--- Start RECORDS FOR THIS EXERCISE ---

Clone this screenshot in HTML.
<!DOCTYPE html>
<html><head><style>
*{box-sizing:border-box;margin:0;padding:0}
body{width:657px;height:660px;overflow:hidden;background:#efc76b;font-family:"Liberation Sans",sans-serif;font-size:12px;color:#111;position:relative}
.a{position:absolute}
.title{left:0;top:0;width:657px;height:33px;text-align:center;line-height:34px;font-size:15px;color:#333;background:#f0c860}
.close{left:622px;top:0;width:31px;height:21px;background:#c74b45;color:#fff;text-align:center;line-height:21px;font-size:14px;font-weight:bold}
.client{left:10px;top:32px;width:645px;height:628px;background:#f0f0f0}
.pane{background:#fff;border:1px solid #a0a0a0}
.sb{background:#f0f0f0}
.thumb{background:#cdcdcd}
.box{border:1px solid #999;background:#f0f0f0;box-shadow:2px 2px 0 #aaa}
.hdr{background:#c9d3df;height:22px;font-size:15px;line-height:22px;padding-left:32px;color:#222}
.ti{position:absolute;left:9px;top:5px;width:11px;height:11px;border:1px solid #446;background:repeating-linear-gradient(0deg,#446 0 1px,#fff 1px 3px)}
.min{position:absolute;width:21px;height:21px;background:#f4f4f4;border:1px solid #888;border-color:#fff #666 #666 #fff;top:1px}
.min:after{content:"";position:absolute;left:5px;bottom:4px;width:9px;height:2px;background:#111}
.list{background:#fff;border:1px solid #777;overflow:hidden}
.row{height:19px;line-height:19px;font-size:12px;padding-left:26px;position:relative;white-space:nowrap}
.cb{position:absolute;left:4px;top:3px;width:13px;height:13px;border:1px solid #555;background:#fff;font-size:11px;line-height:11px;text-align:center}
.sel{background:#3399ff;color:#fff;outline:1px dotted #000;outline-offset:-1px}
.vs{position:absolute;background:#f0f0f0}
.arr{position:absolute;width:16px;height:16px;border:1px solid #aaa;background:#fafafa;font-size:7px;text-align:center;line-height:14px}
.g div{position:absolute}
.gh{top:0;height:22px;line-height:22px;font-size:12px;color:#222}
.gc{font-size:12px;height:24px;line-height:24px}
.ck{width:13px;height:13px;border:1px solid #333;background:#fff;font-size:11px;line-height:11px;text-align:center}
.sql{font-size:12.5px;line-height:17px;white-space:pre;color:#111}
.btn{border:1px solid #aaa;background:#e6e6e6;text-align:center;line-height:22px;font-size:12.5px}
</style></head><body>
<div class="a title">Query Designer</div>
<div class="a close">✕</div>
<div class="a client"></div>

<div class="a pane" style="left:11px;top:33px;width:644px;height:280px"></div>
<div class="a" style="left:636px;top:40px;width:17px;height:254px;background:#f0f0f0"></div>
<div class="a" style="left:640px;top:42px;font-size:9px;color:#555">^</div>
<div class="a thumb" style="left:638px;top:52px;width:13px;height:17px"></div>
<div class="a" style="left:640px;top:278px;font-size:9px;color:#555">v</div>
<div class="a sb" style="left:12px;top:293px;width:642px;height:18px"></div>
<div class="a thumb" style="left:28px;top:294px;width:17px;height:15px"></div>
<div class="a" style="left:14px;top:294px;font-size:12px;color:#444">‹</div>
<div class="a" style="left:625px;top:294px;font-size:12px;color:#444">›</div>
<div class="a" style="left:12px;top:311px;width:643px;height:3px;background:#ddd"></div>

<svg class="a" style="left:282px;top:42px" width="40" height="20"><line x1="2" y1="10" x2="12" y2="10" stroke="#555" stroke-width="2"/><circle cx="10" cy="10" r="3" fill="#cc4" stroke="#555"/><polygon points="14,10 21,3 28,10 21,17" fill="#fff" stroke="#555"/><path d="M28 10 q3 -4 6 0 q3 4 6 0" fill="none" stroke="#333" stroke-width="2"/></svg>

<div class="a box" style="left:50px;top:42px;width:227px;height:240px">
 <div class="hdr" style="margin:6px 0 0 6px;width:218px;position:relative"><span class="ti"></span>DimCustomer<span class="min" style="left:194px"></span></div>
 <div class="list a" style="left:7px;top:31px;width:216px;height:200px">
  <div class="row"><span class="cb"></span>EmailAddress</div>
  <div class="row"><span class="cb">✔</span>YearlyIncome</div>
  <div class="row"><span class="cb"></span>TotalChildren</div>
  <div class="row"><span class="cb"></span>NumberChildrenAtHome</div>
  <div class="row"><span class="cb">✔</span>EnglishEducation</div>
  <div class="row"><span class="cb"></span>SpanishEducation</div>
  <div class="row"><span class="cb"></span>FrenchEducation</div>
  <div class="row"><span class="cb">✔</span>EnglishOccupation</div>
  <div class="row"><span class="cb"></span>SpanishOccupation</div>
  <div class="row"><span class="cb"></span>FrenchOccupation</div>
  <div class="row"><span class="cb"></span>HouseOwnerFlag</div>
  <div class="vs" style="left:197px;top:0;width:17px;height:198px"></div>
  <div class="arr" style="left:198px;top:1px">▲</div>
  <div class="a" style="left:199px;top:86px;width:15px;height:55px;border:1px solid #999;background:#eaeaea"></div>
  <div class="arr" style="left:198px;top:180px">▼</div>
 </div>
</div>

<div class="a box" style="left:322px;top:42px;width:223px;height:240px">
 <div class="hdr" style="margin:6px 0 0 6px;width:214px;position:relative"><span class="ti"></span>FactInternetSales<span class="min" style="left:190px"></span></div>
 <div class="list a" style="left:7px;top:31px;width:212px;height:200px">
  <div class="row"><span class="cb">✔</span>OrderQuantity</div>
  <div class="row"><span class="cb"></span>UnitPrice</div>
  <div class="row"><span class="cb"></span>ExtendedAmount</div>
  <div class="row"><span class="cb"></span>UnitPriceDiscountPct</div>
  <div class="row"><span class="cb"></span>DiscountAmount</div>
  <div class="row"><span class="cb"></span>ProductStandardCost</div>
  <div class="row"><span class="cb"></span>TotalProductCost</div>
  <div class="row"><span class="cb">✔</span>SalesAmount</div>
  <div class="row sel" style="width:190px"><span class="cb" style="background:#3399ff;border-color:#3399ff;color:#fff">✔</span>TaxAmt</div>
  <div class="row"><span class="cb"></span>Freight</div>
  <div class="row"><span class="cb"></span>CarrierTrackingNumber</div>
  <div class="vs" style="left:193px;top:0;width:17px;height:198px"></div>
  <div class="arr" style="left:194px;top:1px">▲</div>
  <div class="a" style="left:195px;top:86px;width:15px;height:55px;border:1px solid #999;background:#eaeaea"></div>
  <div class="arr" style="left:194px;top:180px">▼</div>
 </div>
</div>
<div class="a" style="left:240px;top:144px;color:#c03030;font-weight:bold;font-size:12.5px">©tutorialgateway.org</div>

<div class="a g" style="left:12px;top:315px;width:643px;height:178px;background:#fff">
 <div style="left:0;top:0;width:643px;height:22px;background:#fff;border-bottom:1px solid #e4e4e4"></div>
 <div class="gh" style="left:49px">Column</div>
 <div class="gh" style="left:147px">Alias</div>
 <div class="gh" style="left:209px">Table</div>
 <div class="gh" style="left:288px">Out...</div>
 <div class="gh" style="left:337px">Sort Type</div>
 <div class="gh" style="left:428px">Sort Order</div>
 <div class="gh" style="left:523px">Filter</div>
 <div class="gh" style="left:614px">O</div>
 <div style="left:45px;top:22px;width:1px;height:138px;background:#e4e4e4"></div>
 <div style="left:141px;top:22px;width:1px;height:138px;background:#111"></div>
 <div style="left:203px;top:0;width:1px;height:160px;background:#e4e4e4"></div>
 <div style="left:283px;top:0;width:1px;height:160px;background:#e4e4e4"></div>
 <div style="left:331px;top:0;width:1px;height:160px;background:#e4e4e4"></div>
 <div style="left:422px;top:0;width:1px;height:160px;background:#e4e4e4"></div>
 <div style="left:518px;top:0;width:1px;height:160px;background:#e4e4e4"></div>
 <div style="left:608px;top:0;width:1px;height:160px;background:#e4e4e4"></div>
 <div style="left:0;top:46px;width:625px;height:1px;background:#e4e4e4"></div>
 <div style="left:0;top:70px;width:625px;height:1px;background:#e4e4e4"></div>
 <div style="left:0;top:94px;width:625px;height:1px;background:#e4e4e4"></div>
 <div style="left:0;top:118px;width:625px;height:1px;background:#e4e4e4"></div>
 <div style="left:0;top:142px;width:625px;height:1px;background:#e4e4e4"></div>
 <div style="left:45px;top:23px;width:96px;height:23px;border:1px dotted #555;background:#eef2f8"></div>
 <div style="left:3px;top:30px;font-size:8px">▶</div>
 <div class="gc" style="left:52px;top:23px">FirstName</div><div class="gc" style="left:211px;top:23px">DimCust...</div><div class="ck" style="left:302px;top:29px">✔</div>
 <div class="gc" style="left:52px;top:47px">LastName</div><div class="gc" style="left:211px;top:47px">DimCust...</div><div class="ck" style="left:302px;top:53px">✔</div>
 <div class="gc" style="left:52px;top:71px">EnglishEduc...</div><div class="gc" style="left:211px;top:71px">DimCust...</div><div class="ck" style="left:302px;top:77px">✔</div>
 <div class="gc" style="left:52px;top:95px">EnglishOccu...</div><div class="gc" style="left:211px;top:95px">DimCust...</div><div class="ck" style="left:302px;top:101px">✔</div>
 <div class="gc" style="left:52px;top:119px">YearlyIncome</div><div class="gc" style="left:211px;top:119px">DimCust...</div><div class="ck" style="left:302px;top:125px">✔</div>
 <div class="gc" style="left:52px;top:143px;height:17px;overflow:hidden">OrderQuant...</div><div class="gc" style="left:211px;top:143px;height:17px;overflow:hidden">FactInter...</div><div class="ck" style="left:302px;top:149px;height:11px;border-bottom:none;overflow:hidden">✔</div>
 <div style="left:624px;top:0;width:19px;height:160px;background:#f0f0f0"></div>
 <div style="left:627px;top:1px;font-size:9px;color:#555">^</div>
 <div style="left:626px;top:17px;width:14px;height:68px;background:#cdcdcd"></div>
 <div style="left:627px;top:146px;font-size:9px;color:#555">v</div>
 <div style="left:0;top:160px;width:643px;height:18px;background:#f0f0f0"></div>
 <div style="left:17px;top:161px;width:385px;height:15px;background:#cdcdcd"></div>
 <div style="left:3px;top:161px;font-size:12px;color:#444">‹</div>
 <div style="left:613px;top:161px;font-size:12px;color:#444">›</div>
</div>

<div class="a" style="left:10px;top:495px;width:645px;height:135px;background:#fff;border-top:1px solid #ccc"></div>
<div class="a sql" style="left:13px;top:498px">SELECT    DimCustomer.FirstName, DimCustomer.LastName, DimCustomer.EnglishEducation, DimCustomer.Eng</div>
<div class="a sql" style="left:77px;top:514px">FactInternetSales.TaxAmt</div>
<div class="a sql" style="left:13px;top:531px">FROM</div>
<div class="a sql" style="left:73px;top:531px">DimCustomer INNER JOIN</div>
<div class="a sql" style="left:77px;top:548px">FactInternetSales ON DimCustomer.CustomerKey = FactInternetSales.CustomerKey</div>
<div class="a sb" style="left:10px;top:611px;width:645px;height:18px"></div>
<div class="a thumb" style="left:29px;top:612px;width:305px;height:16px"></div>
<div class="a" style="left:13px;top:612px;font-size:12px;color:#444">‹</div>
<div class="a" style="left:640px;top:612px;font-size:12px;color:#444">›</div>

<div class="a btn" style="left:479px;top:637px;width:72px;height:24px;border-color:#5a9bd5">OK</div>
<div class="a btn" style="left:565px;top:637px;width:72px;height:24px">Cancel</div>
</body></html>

--- End RECORDS FOR THIS EXERCISE ---
--- Start RECORDS FOR THIS EXERCISE ---

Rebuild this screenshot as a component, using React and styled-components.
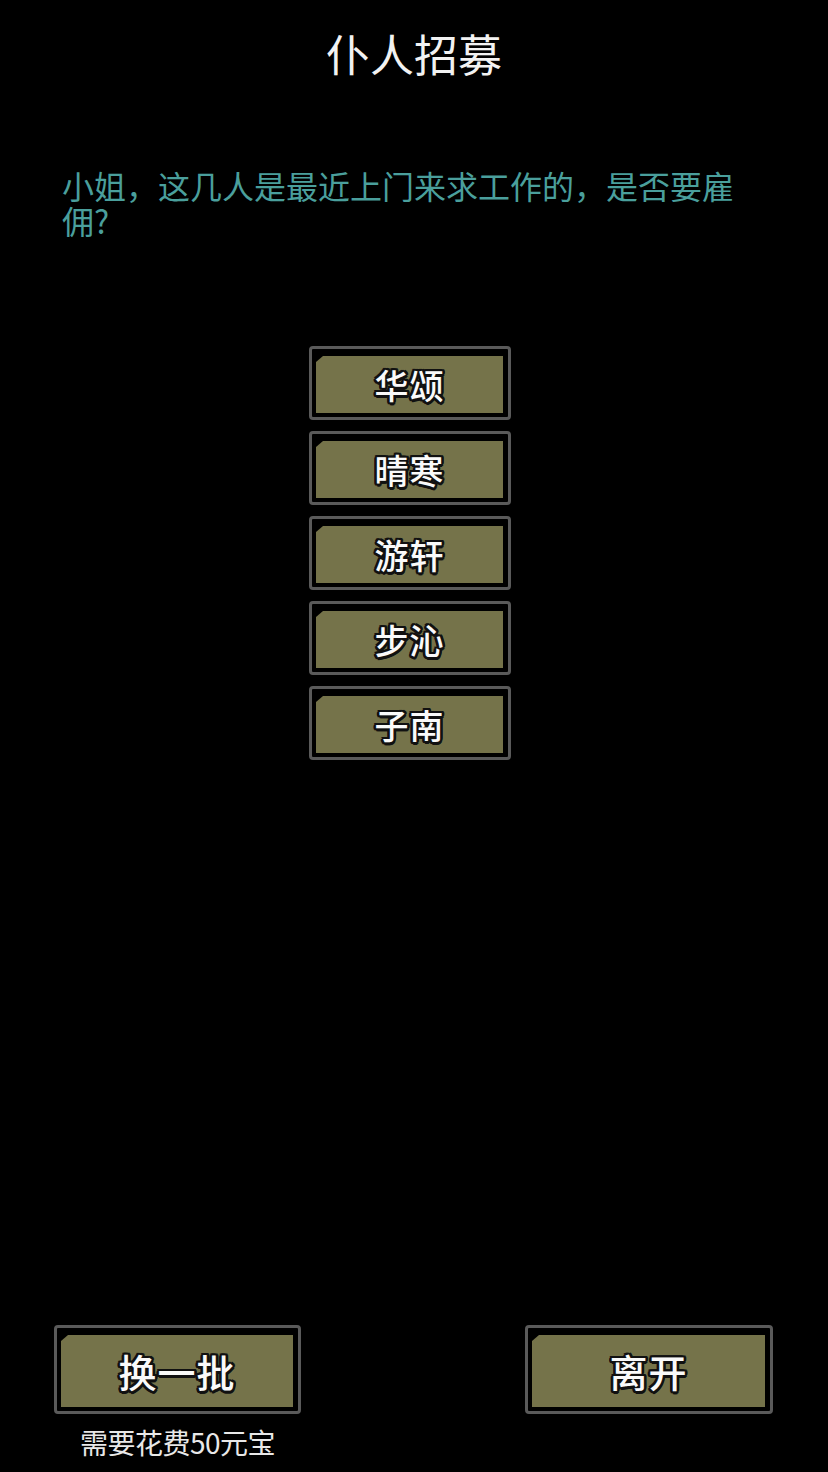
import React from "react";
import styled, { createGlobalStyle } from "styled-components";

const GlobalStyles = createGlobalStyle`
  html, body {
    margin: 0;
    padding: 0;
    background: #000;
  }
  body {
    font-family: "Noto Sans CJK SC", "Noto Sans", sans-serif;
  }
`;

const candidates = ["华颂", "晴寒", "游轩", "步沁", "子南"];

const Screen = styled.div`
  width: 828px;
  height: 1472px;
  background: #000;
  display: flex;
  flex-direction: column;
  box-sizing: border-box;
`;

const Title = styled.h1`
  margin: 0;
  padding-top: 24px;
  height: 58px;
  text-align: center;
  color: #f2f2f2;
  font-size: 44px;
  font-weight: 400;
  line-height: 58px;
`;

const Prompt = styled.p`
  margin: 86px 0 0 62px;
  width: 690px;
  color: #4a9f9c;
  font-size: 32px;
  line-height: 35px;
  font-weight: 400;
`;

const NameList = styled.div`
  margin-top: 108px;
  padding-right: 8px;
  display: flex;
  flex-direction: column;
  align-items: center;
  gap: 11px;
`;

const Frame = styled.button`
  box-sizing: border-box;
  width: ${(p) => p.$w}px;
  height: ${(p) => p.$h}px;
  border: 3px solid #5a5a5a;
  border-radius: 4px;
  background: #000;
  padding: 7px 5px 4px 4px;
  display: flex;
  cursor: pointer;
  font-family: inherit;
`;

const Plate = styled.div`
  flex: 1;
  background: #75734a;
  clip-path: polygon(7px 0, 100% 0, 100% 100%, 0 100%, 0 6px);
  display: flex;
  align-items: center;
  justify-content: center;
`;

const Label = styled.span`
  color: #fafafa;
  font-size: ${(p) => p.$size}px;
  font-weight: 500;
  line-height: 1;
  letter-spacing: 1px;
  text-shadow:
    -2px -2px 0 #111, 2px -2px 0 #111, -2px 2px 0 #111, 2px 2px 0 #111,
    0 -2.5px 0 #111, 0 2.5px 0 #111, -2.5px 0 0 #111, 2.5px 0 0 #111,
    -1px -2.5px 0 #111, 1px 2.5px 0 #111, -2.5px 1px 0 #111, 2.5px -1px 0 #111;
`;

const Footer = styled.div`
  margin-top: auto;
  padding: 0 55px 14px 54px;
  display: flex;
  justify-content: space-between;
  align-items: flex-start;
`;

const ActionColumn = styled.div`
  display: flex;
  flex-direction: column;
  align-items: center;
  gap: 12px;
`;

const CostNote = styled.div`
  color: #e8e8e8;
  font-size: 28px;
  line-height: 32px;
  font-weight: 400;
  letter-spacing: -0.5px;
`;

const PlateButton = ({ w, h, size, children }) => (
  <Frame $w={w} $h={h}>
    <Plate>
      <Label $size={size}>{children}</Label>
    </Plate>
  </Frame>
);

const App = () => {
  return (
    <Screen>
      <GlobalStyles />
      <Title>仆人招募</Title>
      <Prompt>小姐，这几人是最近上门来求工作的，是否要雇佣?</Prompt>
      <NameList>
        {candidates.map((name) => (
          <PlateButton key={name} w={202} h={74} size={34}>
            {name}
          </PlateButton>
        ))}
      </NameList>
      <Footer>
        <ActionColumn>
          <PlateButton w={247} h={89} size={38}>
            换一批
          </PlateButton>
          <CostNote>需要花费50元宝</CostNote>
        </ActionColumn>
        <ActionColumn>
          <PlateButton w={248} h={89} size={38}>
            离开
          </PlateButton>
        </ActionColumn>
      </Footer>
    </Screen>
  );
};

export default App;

--- End RECORDS FOR THIS EXERCISE ---

#### EXERCISE DESCRIPTION
Identify the lines of the data that contain the word "components". Copy each of them.

#### RESPONSE TO THIS TASK
Rebuild this screenshot as a component, using React and styled-components.
import styled, { createGlobalStyle } from "styled-components";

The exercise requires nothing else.